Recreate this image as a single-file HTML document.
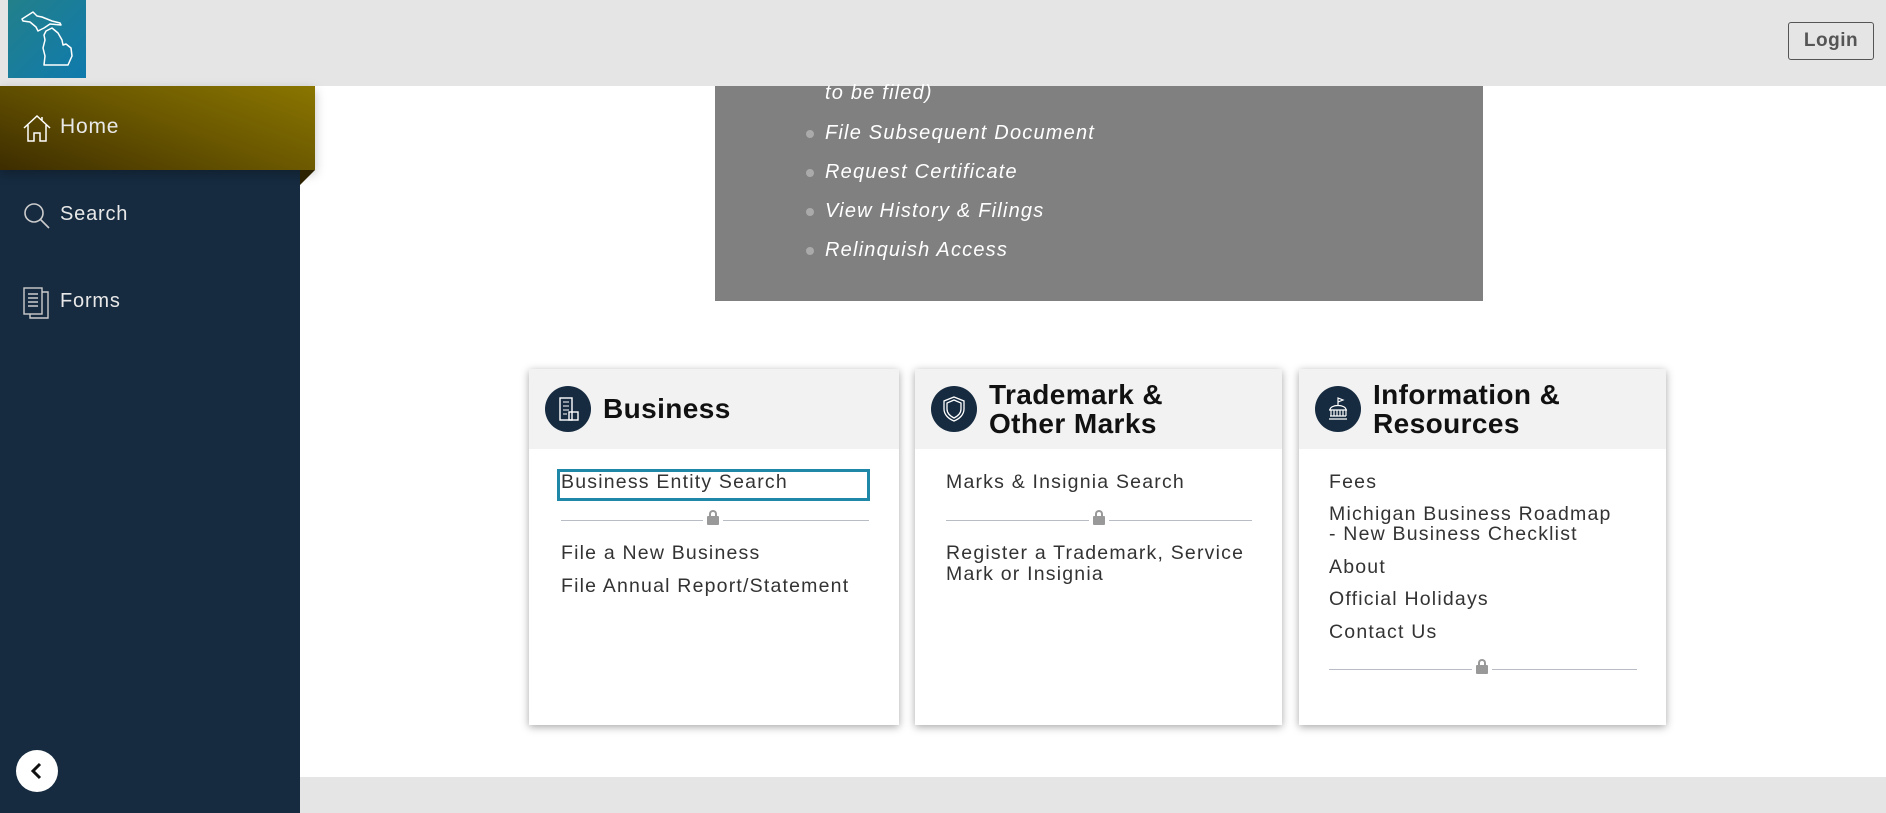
<!DOCTYPE html>
<html><head><meta charset="utf-8"><style>
*{margin:0;padding:0;box-sizing:border-box}
body{width:1886px;height:813px;overflow:hidden;background:#fff;font-family:"Liberation Sans",sans-serif;position:relative}
.a{position:absolute}
.top{left:0;top:0;width:1886px;height:86px;background:#e5e5e5}
.logo{left:8px;top:0;width:78px;height:78px;background:linear-gradient(135deg,#23808a,#0f7aad)}
.login{left:1788px;top:22px;width:86px;height:38px;border:1px solid #555;border-radius:3px;font-size:19px;font-weight:bold;color:#555;text-align:center;line-height:36px;letter-spacing:.5px}
.side{left:0;top:86px;width:300px;height:727px;background:#162b40}
.home{left:0;top:86px;width:315px;height:84px;background:linear-gradient(200deg,#8a7600 0%,#6b5800 45%,#3d2d00 100%);box-shadow:0 4px 10px rgba(0,0,0,.25)}
.fold{left:300px;top:170px;width:0;height:0;border-top:15px solid #2e2300;border-right:15px solid transparent}
.nav{color:#e8e8e8;font-size:20px;letter-spacing:.8px}
.bottom{left:300px;top:777px;width:1586px;height:36px;background:#e5e5e5}
.coll{left:16px;top:750px;width:42px;height:42px;border-radius:50%;background:#fff}
.gray{left:715px;top:86px;width:768px;height:215px;background:#808080}
.li{color:#fff;font-style:italic;font-size:20px;left:825px;letter-spacing:1.2px}
.dot{left:806px;width:8px;height:8px;border-radius:50%;background:#aaa}
.card{background:#fff;box-shadow:0 2px 8px rgba(0,0,0,.35);top:369px;height:356px}
.ch{position:absolute;left:0;top:0;width:100%;height:80px;background:#f2f2f2}
.ic{position:absolute;left:16px;top:17px;width:46px;height:46px;border-radius:50%;background:#162b40}
.tt{position:absolute;left:74px;font-weight:bold;font-size:28px;color:#111;line-height:29px;letter-spacing:.4px}
.lk{position:absolute;font-size:19.5px;color:#333;line-height:21px;letter-spacing:1.2px}
.div{position:absolute;height:1px;background:#b8bcc4}
.lock{position:absolute;width:12px;height:9px;background:#999;border-radius:1px}
.lock:before{content:"";position:absolute;left:2px;top:-6px;width:8px;height:8px;border:2px solid #999;border-bottom:none;border-radius:4px 4px 0 0;box-sizing:border-box}
</style></head><body>
<div class="a top"></div>
<div class="a logo"><svg width="78" height="78" viewBox="0 0 78 78"><path d="M14 19 L25 12 L29 16 L34 17 L44 21 L52 23 L53 25 L42 24 L36 28 L30 31 L28 27 L22 22 L15 21 Z M38 31 L44 28 L50 33 L54 40 L55 45 L58 44 L63 48 L64 56 L60 65 L36 65 L37 56 L35 48 L37 40 L36 35 Z" fill="none" stroke="#fff" stroke-width="1.5" stroke-linejoin="round"/></svg></div>
<div class="a login">Login</div>
<div class="a side"></div>
<div class="a home"></div>
<div class="a fold"></div>
<svg class="a" style="left:22px;top:114px" width="30" height="30" viewBox="0 0 30 30"><path d="M2 14 L15 2 L28 14 M6 11 V27 H12 V19 H18 V27 H24 V11 M20 6 V3" fill="none" stroke="#fff" stroke-width="1.5"/></svg>
<div class="a nav" style="left:60px;top:115px;font-size:21px">Home</div>
<svg class="a" style="left:23px;top:202px" width="28" height="28" viewBox="0 0 28 28"><circle cx="11" cy="11" r="9" fill="none" stroke="#ccc" stroke-width="1.6"/><path d="M17 17 L26 26" stroke="#ccc" stroke-width="1.6"/></svg>
<div class="a nav" style="left:60px;top:203px">Search</div>
<svg class="a" style="left:23px;top:287px" width="28" height="32" viewBox="0 0 28 32"><rect x="1" y="1" width="18" height="26" fill="none" stroke="#ccc" stroke-width="1.4"/><path d="M19 5 H25 V31 H7 V27 M5 7H15M5 11H15M5 15H15M5 19H15" fill="none" stroke="#ccc" stroke-width="1.4"/></svg>
<div class="a nav" style="left:60px;top:290px">Forms</div>
<div class="a bottom"></div>
<div class="a coll"><svg width="42" height="42"><path d="M24 14 L17 21 L24 28" fill="none" stroke="#111" stroke-width="3"/></svg></div>
<div class="a gray"></div>
<div class="a li" style="top:82px">to be filed)</div>
<div class="a dot" style="top:130px"></div><div class="a li" style="top:122px">File Subsequent Document</div>
<div class="a dot" style="top:169px"></div><div class="a li" style="top:161px">Request Certificate</div>
<div class="a dot" style="top:208px"></div><div class="a li" style="top:200px">View History &amp; Filings</div>
<div class="a dot" style="top:247px"></div><div class="a li" style="top:239px">Relinquish Access</div>

<div class="a card" style="left:529px;width:370px">
<div class="ch"><div class="ic"><svg width="46" height="46"><rect x="15" y="12" width="12" height="22" fill="none" stroke="#fff" stroke-width="1.4"/><rect x="24" y="26" width="9" height="8" fill="none" stroke="#fff" stroke-width="1.4"/><path d="M18 16H24M18 20H24M18 24H24M18 28H22" stroke="#fff"/></svg></div><div class="tt" style="top:25px">Business</div></div>
<div class="a" style="left:28px;top:100px;width:313px;height:32px;border:3px solid #1f87a8"></div>
<div class="lk" style="left:32px;top:103px">Business Entity Search</div>
<div class="div" style="left:32px;top:151px;width:308px"></div><div class="lock" style="left:178px;top:147px;box-shadow:0 0 0 4px #fff"></div>
<div class="lk" style="left:32px;top:174px">File a New Business</div>
<div class="lk" style="left:32px;top:207px">File Annual Report/Statement</div>
</div>

<div class="a card" style="left:915px;width:367px">
<div class="ch"><div class="ic"><svg width="46" height="46"><path d="M23 11 L33 15 V23 C33 29 28 33 23 35 C18 33 13 29 13 23 V15 Z M23 14 L30 17 V23 C30 27 27 30 23 32 C19 30 16 27 16 23 V17 Z" fill="none" stroke="#fff" stroke-width="1.3"/></svg></div><div class="tt" style="top:11px">Trademark &amp;<br>Other Marks</div></div>
<div class="lk" style="left:31px;top:103px">Marks &amp; Insignia Search</div>
<div class="div" style="left:31px;top:151px;width:306px"></div><div class="lock" style="left:178px;top:147px;box-shadow:0 0 0 4px #fff"></div>
<div class="lk" style="left:31px;top:174px">Register a Trademark, Service<br>Mark or Insignia</div>
</div>

<div class="a card" style="left:1299px;width:367px">
<div class="ch"><div class="ic"><svg width="46" height="46"><path d="M14 33H32M15 30H31M16 24V30M19 24V30M22 24V30M25 24V30M28 24V30M31 24V30M14 24H32M15 24 C15 18 31 18 31 24 M23 19V12 L28 14 L23 16" fill="none" stroke="#fff" stroke-width="1.2"/></svg></div><div class="tt" style="top:11px">Information &amp;<br>Resources</div></div>
<div class="lk" style="left:30px;top:103px">Fees</div>
<div class="lk" style="left:30px;top:135px;line-height:20px">Michigan Business Roadmap<br>- New Business Checklist</div>
<div class="lk" style="left:30px;top:188px">About</div>
<div class="lk" style="left:30px;top:220px">Official Holidays</div>
<div class="lk" style="left:30px;top:253px">Contact Us</div>
<div class="div" style="left:30px;top:300px;width:308px"></div><div class="lock" style="left:177px;top:296px;box-shadow:0 0 0 4px #fff"></div>
</div>
</body></html>
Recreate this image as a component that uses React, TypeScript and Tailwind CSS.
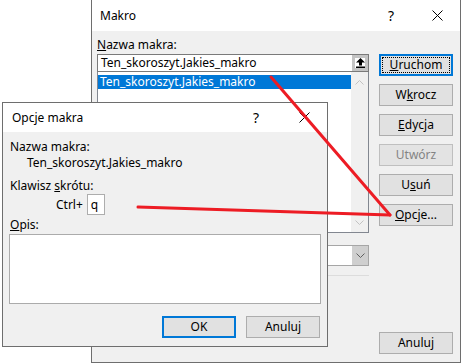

*WHAT YOU NEED TO DO*: Track down every line holding the string "this" and copy it.

*OUTPUT*:
Recreate this image as a single-file HTML document.
Recreate this image as a component that uses React, TypeScript and Tailwind CSS.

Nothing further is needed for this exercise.